Excerpt:
Different parts of Europe, same story.
Let's start with France, where a new report by a Jewish community group, Service de Protection de la Communauté Juive (SPCJ), says that anti-Semitism in that country has gotten so much worse in the wake of last year's Toulouse school massacre that the number of Jews who are "crossing the Channel to find safe haven in the U.K." is skyrocketing. One sign of the trend: "St John's Wood Synagogue in London has set up a separate French minyan, attended regularly by 120 people on Shabbat," with new faces showing up every week. A February 21 piece in the Jewish Chronicle about the SPCJ report noted that while anti-Semitic "incidents" in Britain and France are roughly comparable in number, those in France "are far more likely to involve violence." It also quoted Britain's Chief Rabbi as warning that "the position of Jews in Europe today is very difficult….Jews in Europe have begun to ask, is there a place for us here?" Perhaps the most telling detail in the Jewish Chronicle article was this: while the SPCJ report "originally stated that in over three-quarters of the antisemitic incidents the perpetrators were reported as being of North African origin," this fact was later deleted from the text.

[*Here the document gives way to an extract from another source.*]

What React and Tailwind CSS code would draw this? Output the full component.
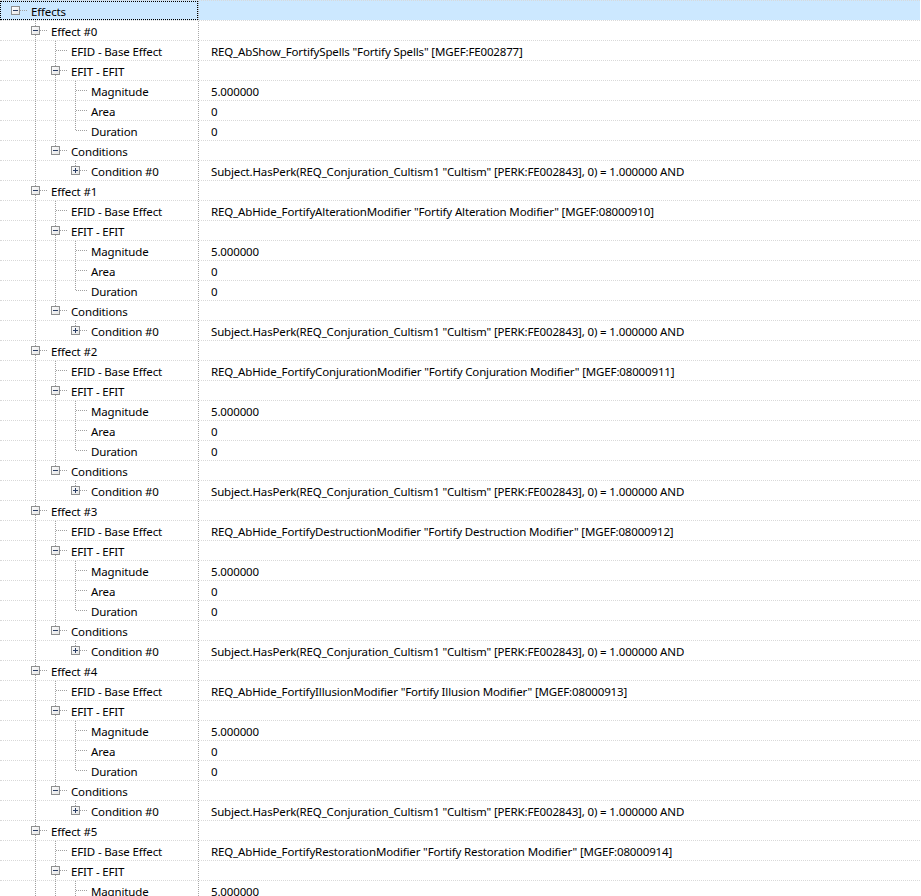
import React from "react";

const EFIDS = [
  'REQ_AbShow_FortifySpells "Fortify Spells" [MGEF:FE002877]',
  'REQ_AbHide_FortifyAlterationModifier "Fortify Alteration Modifier" [MGEF:08000910]',
  'REQ_AbHide_FortifyConjurationModifier "Fortify Conjuration Modifier" [MGEF:08000911]',
  'REQ_AbHide_FortifyDestructionModifier "Fortify Destruction Modifier" [MGEF:08000912]',
  'REQ_AbHide_FortifyIllusionModifier "Fortify Illusion Modifier" [MGEF:08000913]',
  'REQ_AbHide_FortifyRestorationModifier "Fortify Restoration Modifier" [MGEF:08000914]',
];
const COND =
  'Subject.HasPerk(REQ_Conjuration_Cultism1 "Cultism" [PERK:FE002843], 0) = 1.000000 AND';

function buildRows() {
  const rows = [
    { label: "Effects", value: "", level: 0, box: "minus", cont: [], next: false, selected: true },
  ];
  EFIDS.forEach((efid, i) => {
    rows.push({ label: `Effect #${i}`, value: "", level: 1, box: "minus", cont: [], next: true });
    rows.push({ label: "EFID - Base Effect", value: efid, level: 2, box: null, cont: [1], next: true });
    rows.push({ label: "EFIT - EFIT", value: "", level: 2, box: "minus", cont: [1], next: true });
    rows.push({ label: "Magnitude", value: "5.000000", level: 3, box: null, cont: [1, 2], next: true });
    rows.push({ label: "Area", value: "0", level: 3, box: null, cont: [1, 2], next: true });
    rows.push({ label: "Duration", value: "0", level: 3, box: null, cont: [1, 2], next: false });
    rows.push({ label: "Conditions", value: "", level: 2, box: "minus", cont: [1], next: false });
    rows.push({ label: "Condition #0", value: COND, level: 3, box: "plus", cont: [1], next: false });
  });
  return rows;
}

const LINE = "#a0a0a0";
const H = 19;
const CY = 9;

function Guides({ level, box, cont, next }) {
  const w = 29 + 20 * level;
  const cx = 15 + 20 * level;
  const parts = [];
  cont.forEach((a) => {
    const x = 15 + 20 * a + 0.5;
    parts.push(
      <line key={"c" + a} x1={x} y1={0} x2={x} y2={H} stroke={LINE} strokeDasharray="1 1" />
    );
  });
  if (level > 0) {
    parts.push(
      <line
        key="v"
        x1={cx + 0.5}
        y1={0}
        x2={cx + 0.5}
        y2={next ? H : CY + 1}
        stroke={LINE}
        strokeDasharray="1 1"
      />
    );
  }
  parts.push(
    <line
      key="h"
      x1={cx + 1}
      y1={CY + 0.5}
      x2={w - 1}
      y2={CY + 0.5}
      stroke={LINE}
      strokeDasharray="1 1"
    />
  );
  if (box) {
    parts.push(
      <g key="b">
        <rect
          x={cx - 4 + 0.5}
          y={CY - 4 + 0.5}
          width={8}
          height={8}
          fill="url(#boxg)"
          stroke="#8e8f8f"
        />
        <line x1={cx - 2} y1={CY + 0.5} x2={cx + 3} y2={CY + 0.5} stroke="#2b3f66" />
        {box === "plus" && (
          <line x1={cx + 0.5} y1={CY - 2} x2={cx + 0.5} y2={CY + 3} stroke="#2b3f66" />
        )}
      </g>
    );
  }
  return (
    <svg width={w} height={H} className="shrink-0 block" shapeRendering="crispEdges">
      <defs>
        <linearGradient id="boxg" x1="0" y1="0" x2="1" y2="1">
          <stop offset="0" stopColor="#ffffff" />
          <stop offset="1" stopColor="#e3e3e3" />
        </linearGradient>
      </defs>
      {parts}
    </svg>
  );
}

function Row({ row }) {
  return (
    <div
      className={`flex h-[20px] border-t border-dotted border-[#d9d9d9] ${
        row.selected ? "bg-[#cce8ff]" : ""
      }`}
    >
      <div className="w-[199px] shrink-0 border-r border-dotted border-[#a8a8a8] flex">
        <div
          className={`flex-1 flex items-start h-[19px] ${
            row.selected ? "outline outline-1 outline-dotted outline-black -outline-offset-1" : ""
          }`}
        >
          <Guides {...row} />
          <span className="ml-[2px] pt-[1px] leading-[19px] whitespace-nowrap">{row.label}</span>
        </div>
      </div>
      <div className="flex-1 pl-[12px] pt-[1px] leading-[19px] whitespace-nowrap overflow-hidden">
        {row.value}
      </div>
    </div>
  );
}

export default function App() {
  const rows = buildRows();
  return (
    <div
      className="w-[921px] h-[896px] overflow-hidden bg-white text-[11.5px] tracking-[-0.15px] text-black"
      style={{ fontFamily: '"Noto Sans", "Open Sans", sans-serif' }}
    >
      <div className="w-[920px]">
        {rows.map((r, i) => (
          <Row key={i} row={r} />
        ))}
      </div>
    </div>
  );
}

While French Jews flee to London, Londoners are scurrying elsewhere. On February 19, the BBC reported that over 600, 000 ethnic Brits have moved out of the capital in the last decade. Predictably, BBC editor Mark Easton spun this on the Beeb's website as a positive development, arguing that all this relocation is a sign of "working class aspiration and economic success." In other words, "in the first decade of the 21st Century, the dream of escaping to the country became a reality for tens of thousands of urban white Britons," who "prospered from the housing boom and the capital's economic growth" and "bought themselves that little cottage in the countryside or by the sea."